I. Death.—Is it not true of you what St. Paul says of the whole human race—‘the letter killeth’—the law condemns? It is true. There is no exception in your case. ‘Oh Lord, take away my life, for I am not better than my fathers.’ That must be, and that is, the heart confession of every honest man. There will be, indeed, here and there the ignorant and carnal mind who really does not see anything much amiss with itself: there will be sometimes the Pharisee, who knows it in his heart, but will not acknowledge it; but every one who is not wilfully blind, or wilfully obstinate, must feel that of him, as of others, it is true, that the law condemns him utterly—the letter killeth—killeth for this world and for the next world—for time and for eternity.

If we had to stop there, our fate would be dark indeed, and without hope.

II. Life. But, says St. Paul, ‘the Spirit giveth life,’ and in that life is our salvation.—‘If any man be in Christ, he is a new creature: old things are passed away; behold, all things are become new.’ All things must become new for the sinful soul that would be saved.
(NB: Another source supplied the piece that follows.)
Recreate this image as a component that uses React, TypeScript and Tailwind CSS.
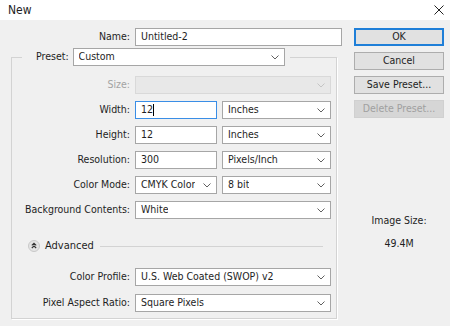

The soul must be turned away from evil, and turned towards good by this work of the Holy Spirit. The Christian who has stained his soul with sin must obtain forgiveness and spiritual strength. That is conversion. The great mercy and blessing of the redeeming work of the Spirit is this—that it is free and full and without limit of time or place. However sinful, however dead in trespasses and sins a man may be, there is absolution and renewal for his need, and the Saviour will not reject his petition for pardon.